RAW DATA:
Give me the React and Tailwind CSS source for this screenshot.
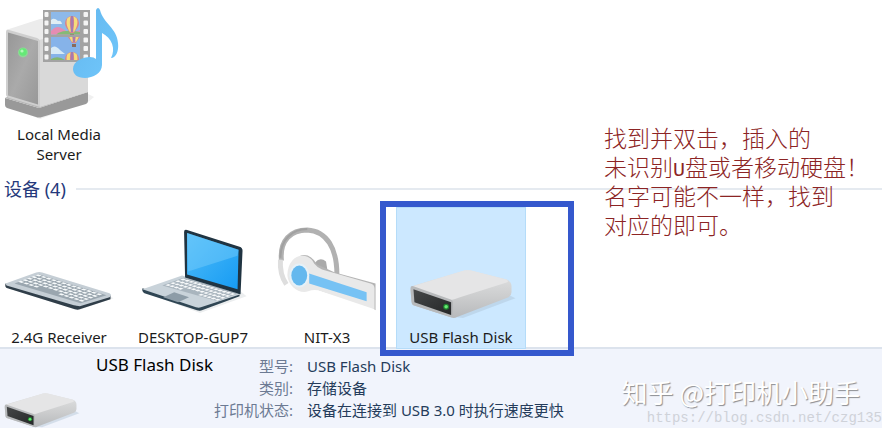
import { useId } from "react";

const propiedades = [
  { etiqueta: "型号:", valor: "USB Flash Disk" },
  { etiqueta: "类别:", valor: "存储设备" },
  { etiqueta: "打印机状态:", valor: "设备在连接到 USB 3.0 时执行速度更快" },
];

const rango = (n) => Array.from({ length: n }, (_, i) => i);

// teclas sobre un plano inclinado: (ox, oy) origen, u = a lo largo, v = a lo ancho
function Teclas({ ox, oy, u, v, cols, filas, color }) {
  const punto = (a, b) => `${ox + u[0] * a + v[0] * b},${oy + u[1] * a + v[1] * b}`;
  return rango(filas).map((f) =>
    rango(cols).map((c) => {
      if (f === filas - 1 && c > 3 && c < 8) return null;
      const a = c / cols;
      const b = f / filas;
      const da = 0.72 / cols;
      const db = 0.6 / filas;
      return (
        <polygon
          key={`${f}-${c}`}
          points={`${punto(a, b)} ${punto(a + da, b)} ${punto(a + da, b + db)} ${punto(a, b + db)}`}
          fill={color}
        />
      );
    })
  );
}

function Globo({ x, y }) {
  return (
    <g transform={`translate(${x} ${y})`}>
      <path d="M-7 -2 A7 7 0 0 1 7 -2 C7 3 3 5 2 8 H-2 C-3 5 -7 3 -7 -2Z" fill="#d9848c" />
      <path d="M-4.5 -7 C-7 -2 -4 4 -2 7 H0 C-2 3 -3 -4 -1 -9Z" fill="#f5dc7b" />
      <path d="M4.5 -7 C7 -2 4 4 2 7 H0 C2 3 3 -4 1 -9Z" fill="#f5dc7b" />
      <path d="M-1.3 -9 H1.3 V7 H-1.3Z" fill="#a77ab0" />
      <path d="M-2 9 H2 V12 H-2Z" fill="#8a6a5c" />
    </g>
  );
}

function IconoServidor() {
  const id = useId();
  return (
    <svg viewBox="-6 0 130 125" className="block w-full" aria-hidden="true">
      <defs>
        <linearGradient id={`${id}f`} x1="0" y1="0" x2="1" y2="1">
          <stop offset="0" stopColor="#979797" />
          <stop offset="0.5" stopColor="#aaaaaa" />
          <stop offset="1" stopColor="#989898" />
        </linearGradient>
        <linearGradient id={`${id}n`} x1="0" y1="0" x2="1" y2="1">
          <stop offset="0" stopColor="#63b7ee" />
          <stop offset="1" stopColor="#71c7fb" />
        </linearGradient>
        <clipPath id={`${id}a`}><path d="M51 12H80V34.500H51Z" /></clipPath>
        <clipPath id={`${id}b`}><path d="M51 37H80V60H51Z" /></clipPath>
      </defs>
      <path d="M88 94L94 97L88 102L40 119L30 115Z" fill="#f0f0f0" />
      <path d="M5 98L39 108L88 92V101Q88 103 86 104L42 117Q39 118 36 117L7 108Q5 107 5 105Z" fill="#999" />
      <path d="M5 98L39 108L88 92L84 90L39 104L9 96Z" fill="#b6b6b6" />
      <path d="M6 30L40 19Q45 18 50 20L88 32L40 41Z" fill="#ececec" />
      <path d="M39 40L88 28V92L40 107Z" fill="#d9d9d9" />
      <path d="M6 32Q6 29 9 30L37 38Q40 39 40 42V107L9 98Q6 97 6 94Z" fill="#cfcfcf" />
      <path d="M8 32.500L38 41V104.500L8 95.500Z" fill={`url(#${id}f)`} />
      <circle cx="23" cy="52.500" r="5" fill="#8fd897" />
      <circle cx="23" cy="52" r="3.800" fill="#65e977" />
      <circle cx="22" cy="51" r="1.600" fill="#b2f8b7" />
      <path d="M43 10H90V62H43Z" fill="#a3a3a3" />
      {rango(6).map((i) => (
        <g key={i} fill="#f4f4f4">
          <rect x="44.500" y={12 + i * 8.5} width="4" height="5" rx="1" />
          <rect x="83.500" y={12 + i * 8.5} width="4.500" height="5" rx="1" />
        </g>
      ))}
      <g clipPath={`url(#${id}a)`}>
        <path d="M50 10H82V36H50Z" fill="#8db9e9" />
        <path d="M51 20Q54 17 58 21Q61 20 62 24H51Z" fill="#e0eef4" />
        <path d="M51 31Q57 24 63 29Q70 35 80 30V35H51Z" fill="#e58db2" />
        <path d="M58 33Q66 29 80 32V35H56Z" fill="#86b976" />
        <Globo x={72} y={25} />
      </g>
      <g clipPath={`url(#${id}b)`}>
        <path d="M50 36H82V61H50Z" fill="#86b3e9" />
        <path d="M51 48Q55 44 60 50L65 54H51Z" fill="#d8eaf6" />
        <Globo x={74} y={35} />
        <Globo x={72} y={61} />
        <path d="M51 59Q58 55 65 60H51Z" fill="#83b670" />
      </g>
      <path
        d="M96 10Q98 6 100 10C103 23 117 28 118 43C119 51 116 58 111 58C116 49 112 38 102 33V65C102 73 93 78 85 78C77 78 73 74 73 69C73 61 83 57 90 57Q94 57 96 59Z"
        fill={`url(#${id}n)`}
      />
    </svg>
  );
}

function IconoTeclado() {
  return (
    <svg viewBox="-6 220 130 106" className="block w-full" aria-hidden="true">
      <path d="M8 289L78 311L114 299L108 296Z" fill="#eceeef" />
      <path d="M5 284L77 306L111 296V300L80 310Q78 311 75 310L7 289Q4 288 5 284Z" fill="#303e49" />
      <path d="M5 284L36 273Q39 272 42 273L110 294Q113 296 110 298L80 307L74 306L6 286Z" fill="#c5ced5" />
      <path d="M14 284L39 275L107 296L81 304Z" fill="#9aa6af" />
      <Teclas ox={38} oy={275} u={[66, 20.5]} v={[-22, 8]} cols={13} filas={5} color="#f7fafb" />
    </svg>
  );
}

function IconoPortatil() {
  const id = useId();
  return (
    <svg viewBox="127 220 130 106" className="block w-full" aria-hidden="true">
      <defs>
        <linearGradient id={id} x1="0" y1="0" x2="1" y2="1">
          <stop offset="0" stopColor="#50bdf9" />
          <stop offset="1" stopColor="#169bf3" />
        </linearGradient>
      </defs>
      <path d="M143 293L199 314L246 297L240 292Z" fill="#eceeef" />
      <path d="M141 289L199 307L239 293V297L201 311Q199 312 196 311L143 294Q140 292 141 289Z" fill="#2f4553" />
      <path d="M141 290L181 276L240 295L200 308Q198 309 195 308Z" fill="#c9d3da" />
      <path d="M161 286L183 278L238 294L217 302Z" fill="#a9b5be" />
      <Teclas ox={182} oy={279} u={[54, 16]} v={[-20, 7.5]} cols={13} filas={4} color="#f8fafb" />
      <path d="M173 293L188 298L177 303L162 298Z" fill="#8d9ca7" />
      <path d="M183 232Q183 229 186 230L239 247Q242 248 242 251L240 295L184 278Z" fill="#203442" />
      <path d="M186 233L238 250L237 290L186 275Z" fill={`url(#${id})`} />
      <path d="M186 233L238 250L237 256L187 272Z" fill="#7bcefb" opacity="0.45" />
    </svg>
  );
}

function IconoAuricular() {
  return (
    <svg viewBox="261 220 130 106" className="block w-full" aria-hidden="true">
      <path d="M280 261C278 240 290 230 306 230C326 231 336 249 336 275" fill="none" stroke="#b1b1b1" strokeWidth="5" />
      <path d="M279 260Q278 275 285 285" fill="none" stroke="#dedede" strokeWidth="5" />
      <path d="M279 258C279 239 292 229 306 229" fill="none" stroke="#a0a0a0" strokeWidth="2" />
      <path d="M314 263Q319 257 325 262L327 274L314 276Z" fill="#aaa" />
      <path d="M299 256Q309 253 316 265L334 273L375 284V311L370 307L315 290Z" fill="#b4b4b4" />
      <path
        d="M291 261C296 254 309 254 313 264Q316 268 321 270L370 284Q374 285 374 289V310L317 291Q312 290 307 292C298 295 287 287 286 276Q286 267 291 261Z"
        fill="#e9e9e9"
      />
      <path d="M308 274L366 293V302L308 284Z" fill="#76c2f4" />
      <ellipse cx="298" cy="276" rx="10" ry="12" fill="#e5f1f8" />
      <ellipse cx="298" cy="276" rx="8" ry="10" fill="#64b8ee" />
    </svg>
  );
}

function IconoDisco({ viewBox, className }) {
  const id = useId();
  return (
    <svg viewBox={viewBox} className={className} aria-hidden="true">
      <defs>
        <linearGradient id={`${id}s`} x1="0" y1="0" x2="0" y2="1">
          <stop offset="0" stopColor="#e2e3e4" />
          <stop offset="0.55" stopColor="#cccdce" />
          <stop offset="1" stopColor="#b7b9bb" />
        </linearGradient>
        <linearGradient id={`${id}n`} x1="0" y1="0" x2="1" y2="1">
          <stop offset="0" stopColor="#454748" />
          <stop offset="1" stopColor="#252728" />
        </linearGradient>
      </defs>
      <path d="M454 318L509 296L515 299L462 319Z" fill="#a9bfcf" opacity="0.4" />
      <path d="M409 291Q409 287 413 286L460 272Q465 270 470 271L506 280Q511 282 511 287V293Q511 296 508 298L456 318Q453 320 449 318L412 306Q410 305 410 302Z" fill={`url(#${id}s)`} />
      <path d="M411 287L460 272Q465 270 470 271L506 280Q509 282 506 283L459 298Q454 300 449 301L412 290Z" fill="#e5e5e6" />
      <path d="M409 289Q409 286 412 287L449 300Q452 301 452 304V316Q452 319 449 318L412 306Q410 305 410 302Z" fill="#b7b9bb" />
      <path d="M412 290L450 303V316L413 303Z" fill={`url(#${id}n)`} />
      <circle cx="445" cy="307.500" r="3" fill="#218231" />
      <circle cx="445" cy="307.500" r="1.800" fill="#66ed72" />
    </svg>
  );
}

function Dispositivo({ nombre, seleccionado, children }) {
  return (
    <li className="relative w-[130px]">
      <button
        type="button"
        className={`flex h-[142px] w-full flex-col items-center pt-[13px] ${
          seleccionado ? "bg-[#cce8ff] inset-ring inset-ring-[#b5dcf9]" : ""
        }`}
      >
        {children}
        <span className="leading-6">{nombre}</span>
      </button>
      {seleccionado && (
        <span className="pointer-events-none absolute -top-1.5 -left-4 h-[155px] w-[194px] border-[6px] border-[#3558cd]" />
      )}
    </li>
  );
}

export default function App() {
  return (
    <div className="relative flex min-h-screen flex-col overflow-hidden bg-white font-['Noto_Sans','Noto_Sans_CJK_SC',sans-serif] text-[15px] text-[#1b1b1b]">
      <button type="button" className="-ml-1.5 flex w-[130px] flex-col items-center">
        <IconoServidor />
        <span className="-mt-px w-24 text-center leading-5">Local Media Server</span>
      </button>

      <section className="mt-3">
        <div className="flex h-[25px] items-center gap-2.5 pl-1">
          <h2 className="text-[18px] leading-6 text-[#25397b]">设备 (4)</h2>
          <span className="h-0.5 flex-1 bg-[#e5eaf0]" />
        </div>
        <ul className="relative z-10 mt-1.5 -ml-1.5 flex gap-1">
          <Dispositivo nombre="2.4G Receiver">
            <IconoTeclado />
          </Dispositivo>
          <Dispositivo nombre="DESKTOP-GUP7">
            <IconoPortatil />
          </Dispositivo>
          <Dispositivo nombre="NIT-X3">
            <IconoAuricular />
          </Dispositivo>
          <Dispositivo nombre="USB Flash Disk" seleccionado>
            <IconoDisco viewBox="395 220 130 106" className="block w-full" />
          </Dispositivo>
        </ul>
      </section>

      <footer className="-mt-0.5 flex flex-1 border-t-2 border-[#dce3ed] bg-[#f1f4fc]">
        <div className="flex w-24 flex-none items-end pl-1">
          <IconoDisco viewBox="408 269 108 51" className="block h-9 w-[76px]" />
        </div>
        <h3 className="w-[118px] flex-none pt-1 text-[17px] leading-6 text-black">USB Flash Disk</h3>
        <dl className="grid auto-rows-[22px] grid-cols-[79px_auto] content-start gap-x-3.5 pt-1.5 leading-[22px]">
          {propiedades.map((p) => (
            <div key={p.etiqueta} className="contents">
              <dt className="text-right whitespace-nowrap text-[#6c7a93]">{p.etiqueta}</dt>
              <dd className="whitespace-nowrap text-[#253c5b]">{p.valor}</dd>
            </div>
          ))}
        </dl>
      </footer>

      {/* nota y marcas de agua, por encima de la ventana */}
      <p className="absolute top-[123px] left-[604px] font-['Noto_Sans_CJK_SC',sans-serif] text-[23px] leading-[29px] font-light whitespace-nowrap text-[#8c2424]">
        找到并双击，插入的
        <br />
        未识别<span className="font-['Liberation_Mono',monospace] text-[20px] leading-none">U</span>盘或者移动硬盘！
        <br />
        名字可能不一样，找到
        <br />
        对应的即可。
      </p>
      <p className="absolute right-[22px] bottom-5 font-['Noto_Sans_CJK_SC',sans-serif] text-[26px] leading-8 whitespace-nowrap text-white [text-shadow:1px_1px_1px_#8b8d92]">
        知乎 @打印机小助手
      </p>
      <p className="absolute right-0 bottom-0 font-['Liberation_Mono',monospace] text-[14px] leading-5 whitespace-nowrap text-[#cfd2d9]">
        https://blog.csdn.net/czg135
      </p>
    </div>
  );
}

WHAT YOU WILL DO: Pictures stay out. Print the data exactly, from its first line through the line containing "const rango = (n)".

OUTPUT OF THE EXERCISE:
Give me the React and Tailwind CSS source for this screenshot.
import { useId } from "react";

const propiedades = [
  { etiqueta: "型号:", valor: "USB Flash Disk" },
  { etiqueta: "类别:", valor: "存储设备" },
  { etiqueta: "打印机状态:", valor: "设备在连接到 USB 3.0 时执行速度更快" },
];

const rango = (n) => Array.from({ length: n }, (_, i) => i);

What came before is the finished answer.